We have a view that collaboration has to be at the heart of applications, I think Microsoft have a different view. My view is that they haven't completely decoupled themselves from the desktop. Our view is that the Web is the platform, and the desktop is nothing more than how you access the Web platform. [Microsoft] are still wed to client side applications and that complimented by server side applications. We might say that ours is a purer model, a pure server side model.

The threat of a US recession is forcing down online advertising budgets. Will this push Google into different business models?
I don't think a recession alone would force us to embrace new business models, but I think that [fear of a recession] is certainly a reality in the US. Already we get a lot of our revenue from outside of the US. In some respects we have a bit of immunity by virtue of our global footprint. We operate in over 100 countries, we do research and development in over 40 countries. We have a true global footprint as a company, which will help us, even if the US goes into recession.

Clearly advertising has been at the heart of what we have done in our search business. We are looking at other ways to grow the business. Apps are certainly becoming important, and we will be looking to grow the apps business.

Can you give us an insight into Android?
The Open Handset Alliance, or Android -- is a completely open source operating system and application platform for mobile phones. Essentially we are trying to open up mobile computing. We think for too long there have been propriety operating systems from vendors who haven't really wanted to make their mobile platforms available to third party applications.

Android is about opening things up. We think it is about increasing the size of the pie. There will always be a demand for high-end propriety systems -- the Apple iPhone is an example of that. We think, especially in the developing world, like China and India, there is a huge potential for low cost phones that can run useful applications. Right now the cost of the operating system is prohibitively expensive. Essentially that is making it very difficult to deploy low cost phones.

If you take that out, and the OS and application stack becomes free, [we think] it will put a lot more interesting and capable handsets out there.

Recently, a group of Australian Football League (AFL) sites were labelled as malicious. How does Google remain equitable when so many businesses rely on it for referrals?
I am not intimately familiar with [The AFL site incident] -- but part of our technology is to try and defend against sites that have malware.

We are equitable by keeping humans out of the loop. We are firm believers in fair, algorithmical approaches. You may recall that when Gmail first launched, there were a lot of people upset with the notion of ads in Gmail. 'Oh my goodness, there is someone or something reading my e-mail and targeting ads at me.' Of course, it wasn't someone at all, it was an algorithm that was trying to match the content [with ads]. Now that has completely died down now, and people essentially accept it.

We are a reflection of the Internet, and we try and do this in investing heavily in the best possible processes and algorithms to do that. There are imperfections obviously, but I can step back and say that we can never stop innovating, because things like this happen. We have to continue to improve.

We realise that when anyone uses a search service, whether it's Google or Yahoo or Microsoft, you are really only one click away from another search engine. There is no switching cost. That's why we put so much effort and R&D into making sure our offering is as user friendly and accurate as possible.

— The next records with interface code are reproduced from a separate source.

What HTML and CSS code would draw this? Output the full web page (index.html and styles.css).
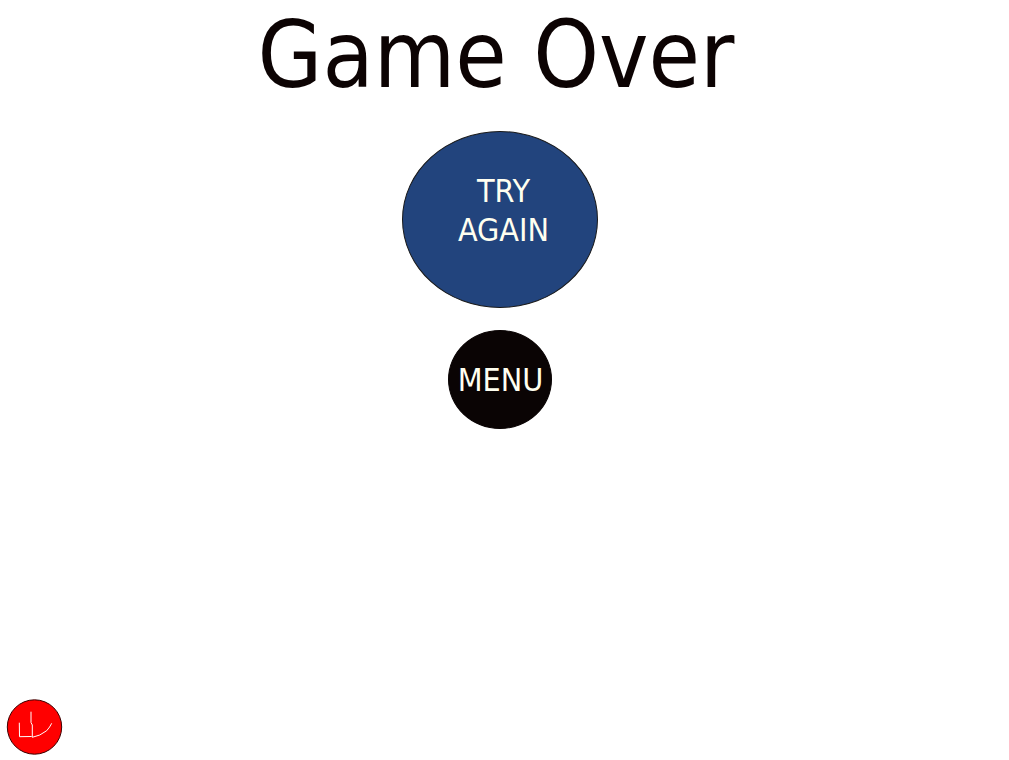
FILE: index.html
```html
<!DOCTYPE html>
<html>
<head>
<meta charset="utf-8">
<link rel="stylesheet" href="styles.css">
</head>
<body>
<main class="screen">
  <h1 class="title">Game Over</h1>
  <button class="btn btn-try">TRY<br>AGAIN</button>
  <button class="btn btn-menu">MENU</button>
</main>
<div class="logo">
  <svg width="58" height="58" viewBox="0 0 58 58">
    <circle cx="28.5" cy="28" r="27.2" fill="#ff0000" stroke="#3a0000" stroke-width="1"/>
    <path d="M13.3 23.7 L13.5 37.7 L25.7 37.5" fill="none" stroke="#fff" stroke-width="1"/>
    <path d="M25 12.7 L25 23.5 L26.3 26 L26.3 38.3 Q34 37 40.7 31.7 Q44 28 45.7 24.3" fill="none" stroke="#fff" stroke-width="1"/>
  </svg>
</div>
</body>
</html>
```

FILE: styles.css
```css
html, body {
  margin: 0;
  padding: 0;
  background: #ffffff;
}
body {
  width: 1009px;
  height: 760px;
  overflow: hidden;
  font-family: "DejaVu Sans Condensed", "DejaVu Sans", sans-serif;
}
.screen {
  width: 999px;
  display: flex;
  flex-direction: column;
  align-items: center;
}
.title {
  margin: 0;
  font-weight: 400;
  font-size: 93px;
  line-height: 110px;
  color: #0c0303;
  padding-right: 7px;
}
.btn {
  border: 1px solid #1a1a1a;
  border-radius: 50%;
  font-family: "DejaVu Sans Condensed", "DejaVu Sans", sans-serif;
  font-weight: 400;
  color: #fffff0;
  padding: 0;
  display: flex;
  align-items: center;
  justify-content: center;
  text-align: center;
}
.btn-try {
  margin-top: 21px;
  width: 196px;
  height: 177px;
  background: #22447d;
  font-size: 32px;
  line-height: 39px;
  padding-left: 8px;
  padding-bottom: 18px;
}
.btn-menu {
  margin-top: 22px;
  width: 104px;
  height: 99px;
  background: #0a0404;
  border-color: #0a0404;
  font-size: 32px;
  padding-left: 2px;
}
.logo {
  position: fixed;
  left: 6px;
  top: 699px;
  width: 58px;
  height: 58px;
}
.logo svg {
  display: block;
}
```
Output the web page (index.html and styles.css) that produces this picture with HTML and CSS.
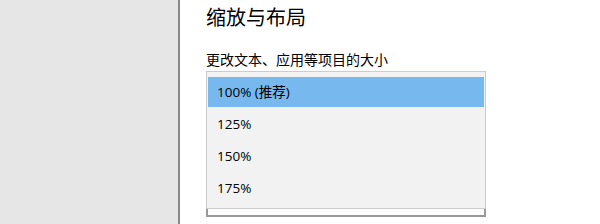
FILE: index.html
```html
<!DOCTYPE html>
<html lang="zh">
<head>
    <meta charset="UTF-8">
    <meta name="viewport" content="width=device-width, initial-scale=1.0">
    <title>缩放与布局</title>
    <link rel="stylesheet" href="styles.css">
</head>
<body>
    <div class="page">
        <div class="sidebar"></div>
        <div class="content">
            <h1>缩放与布局</h1>
            <div class="label">更改文本、应用等项目的大小</div>
            <div class="combo">
                <!-- 展开的下拉列表，盖在选择框上 -->
                <ul class="dropdown">
                    <li class="option selected">100% (推荐)</li>
                    <li class="option">125%</li>
                    <li class="option">150%</li>
                    <li class="option">175%</li>
                </ul>
            </div>
        </div>
    </div>
</body>
</html>
```

FILE: styles.css
```css
body {
    margin: 0;
    font-family: "Open Sans", "Noto Sans CJK SC", sans-serif;
    background-color: white;
    color: #000;
}
.page {
    display: flex;
    height: 224px;
    overflow: hidden;
}
.sidebar {
    width: 178px;
    flex-shrink: 0;
    background-color: #e6e6e6;
    border-right: 2px solid #888;
}
.content {
    flex: 1;
    padding-left: 26px;
}
h1 {
    font-family: "Noto Sans CJK SC", sans-serif;
    font-size: 20px;
    font-weight: normal;
    line-height: 28px;
    margin: 3px 0 0;
}
.label {
    font-family: "Noto Sans CJK SC", sans-serif;
    font-size: 14px;
    line-height: 20px;
    margin-top: 18px;
}
.combo {
    position: relative;
    width: 276px;
    height: 28px;
    margin-top: 116px;
    border: 2px solid #999;
    background-color: white;
}
.dropdown {
    position: absolute;
    left: -2px;
    top: -116px;
    width: 278px;
    margin: 0;
    padding: 4px 0;
    list-style: none;
    display: flex;
    flex-direction: column;
    background-color: #f2f2f2;
    border: 1px solid #ccc;
}
.option {
    height: 30px;
    margin: 1px;
    padding-left: 9px;
    font-size: 13.5px;
    line-height: 30px;
}
.option.selected {
    background-color: #77b8ee;
}
```
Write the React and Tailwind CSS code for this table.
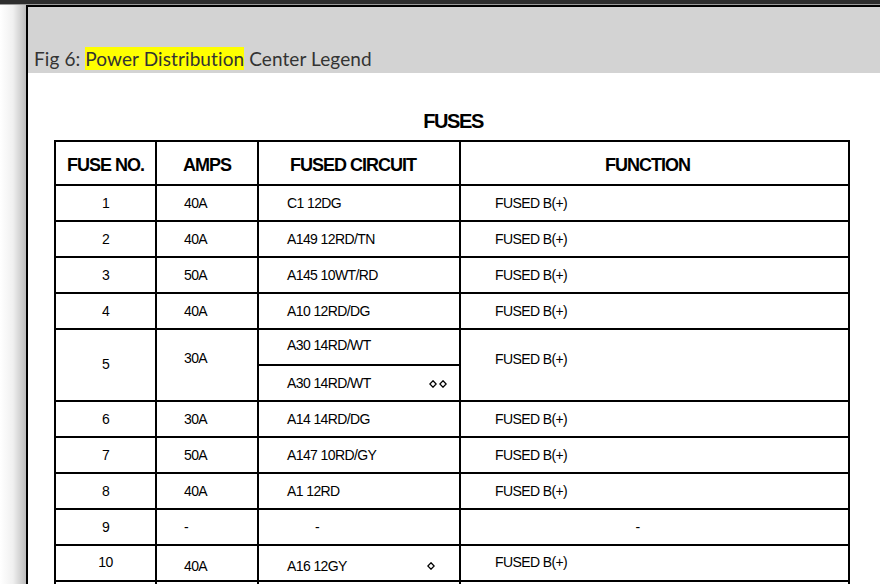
import React from "react";

function Diamond() {
  return (
    <svg width="8" height="8" viewBox="0 0 8 8" className="inline-block">
      <path d="M4 0.8 L7.2 4 L4 7.2 L0.8 4 Z" fill="none" stroke="#000" strokeWidth="1.3" />
    </svg>
  );
}

const rows = [
  ["1", "40A", "C1 12DG", "FUSED B(+)"],
  ["2", "40A", "A149 12RD/TN", "FUSED B(+)"],
  ["3", "50A", "A145 10WT/RD", "FUSED B(+)"],
  ["4", "40A", "A10 12RD/DG", "FUSED B(+)"],
];
const rows2 = [
  ["6", "30A", "A14 14RD/DG", "FUSED B(+)"],
  ["7", "50A", "A147 10RD/GY", "FUSED B(+)"],
  ["8", "40A", "A1 12RD", "FUSED B(+)"],
];

const td = "border-2 border-black p-0 align-middle";

function Row({ r }) {
  return (
    <tr className="h-[36px]">
      <td className={td + " text-center"}>{r[0]}</td>
      <td className={td + " pl-[27px]"}>{r[1]}</td>
      <td className={td + " pl-[28px]"}>{r[2]}</td>
      <td className={td + " pl-[34px]"}>{r[3]}</td>
    </tr>
  );
}

export default function App() {
  return (
    <div className="w-[880px] h-[584px] overflow-hidden bg-white flex flex-col">
      <div className="h-[4px] bg-[#2d2d2d] shrink-0" />
      <div className="h-[1px] bg-[#9a9a9a] shrink-0" />
      <div className="flex flex-1 min-h-0">
        <div className="w-[26px] shrink-0 bg-gradient-to-r from-white via-[#f0f0f0] to-[#bdbdbd]" />
        <div className="flex-1 border-l-2 border-t-2 border-black flex flex-col min-h-0">
          <div className="h-[66px] bg-[#d3d3d3] flex items-end pl-[6px] shrink-0">
            <div
              className="text-[19px] leading-[29px] text-[#333] tracking-[0.1px] [font-variant-ligatures:none]"
              style={{ fontFamily: "Lato, 'Noto Sans', sans-serif" }}
            >
              Fig 6: <span className="bg-[#ffff00]">Power Distribution</span> Center Legend
            </div>
          </div>
          <div
            className="ml-[26px] w-[794px] text-black"
            style={{ fontFamily: "'Liberation Sans', Arial, sans-serif" }}
          >
            <div className="mt-[36px] h-[24px] leading-[24px] text-center font-bold text-[20px] tracking-[-1.4px] pl-[4px]">
              FUSES
            </div>
            <table className="mt-[7px] w-[794px] table-fixed border-collapse text-[14px] tracking-[-0.6px]">
              <colgroup>
                <col className="w-[101px]" />
                <col className="w-[102px]" />
                <col className="w-[202px]" />
                <col className="w-[389px]" />
              </colgroup>
              <tbody>
                <tr className="h-[44px] font-bold text-[18px] tracking-[-1px]">
                  <td className={td + " text-center pt-[5px]"}>FUSE NO.</td>
                  <td className={td + " text-center pt-[5px]"}>AMPS</td>
                  <td className={td + " text-center pr-[12px] pt-[5px]"}>FUSED CIRCUIT</td>
                  <td className={td + " text-center pr-[14px] pt-[5px]"}>FUNCTION</td>
                </tr>
                {rows.map((r) => (
                  <Row key={r[0]} r={r} />
                ))}
                <tr className="h-[36px]">
                  <td rowSpan={2} className={td + " text-center pb-[2px]"}>5</td>
                  <td rowSpan={2} className={td + " pl-[27px] pb-[14px]"}>30A</td>
                  <td className={td + " pl-[28px] pb-[4px]"}>A30 14RD/WT</td>
                  <td rowSpan={2} className={td + " pl-[34px] pb-[12px]"}>FUSED B(+)</td>
                </tr>
                <tr className="h-[36px]">
                  <td className={td + " pl-[28px]"}>
                    <div className="flex items-center justify-between pr-[12px]">
                      <span>A30 14RD/WT</span>
                      <span className="flex gap-[2px] pt-[2px]">
                        <Diamond />
                        <Diamond />
                      </span>
                    </div>
                  </td>
                </tr>
                {rows2.map((r) => (
                  <Row key={r[0]} r={r} />
                ))}
                <tr className="h-[36px]">
                  <td className={td + " text-center"}>9</td>
                  <td className={td + " pl-[27px]"}>-</td>
                  <td className={td + " pl-[56px]"}>-</td>
                  <td className={td + " text-center pr-[34px]"}>-</td>
                </tr>
                <tr className="h-[36px]">
                  <td className={td + " text-center pb-[2px]"}>10</td>
                  <td className={td + " pl-[27px] pt-[6px]"}>40A</td>
                  <td className={td + " pl-[28px] pt-[6px]"}>
                    <div className="flex items-center">
                      <span className="w-[140px]">A16 12GY</span>
                      <Diamond />
                    </div>
                  </td>
                  <td className={td + " pl-[34px] pb-[2px]"}>FUSED B(+)</td>
                </tr>
                <tr className="h-[36px]">
                  <td className={td}></td>
                  <td className={td}></td>
                  <td className={td}></td>
                  <td className={td}></td>
                </tr>
              </tbody>
            </table>
          </div>
        </div>
      </div>
    </div>
  );
}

As Web content becomes richer and richer, how is Google going to overcome the software engineering challenges associated with searching Web content such as videos -- which can't be searched -- and images?
I don't agree that you can't search a video, or can't search images. Admittedly some of the techniques are fairly rudimentary. Essentially there are image processing techniques that can glean the gist of a video. I have seen research here in Australia based out of the University of Queensland, where they have been able to classify videos and detect similarities with other videos.

It's early days for image search. Clearly we can do better, and we will do better. Certainly it's a valid point, the Internet is becoming richer and being able to search that is crucial. Trust me -- that's why we have lots of engineers working on these problems.

Is there a huge increase in computing power associated with these complex image processing techniques?
Yeah, there is. It's computationally expensive.

How do you plan to meet the challenge of rising search costs?
[Laughs] We meet those challenges by building huge datacentres, which are very expensive. However we do them in a way which scales. Anyone can build a datacentre, but not anyone can build a datacentre as efficient as a Google datacentre.

Users often associate Google with the end result -- a search engine, or perhaps you use Google Reader or Google Docs -- but underneath all of that there is a fantastic scalable infrastructure. That's the real secret source.

Author's note: Alan Noble wrote to ZDNet.com.au after the publication of this story regarding the final sentence. His preferred quotation is "secret sauce".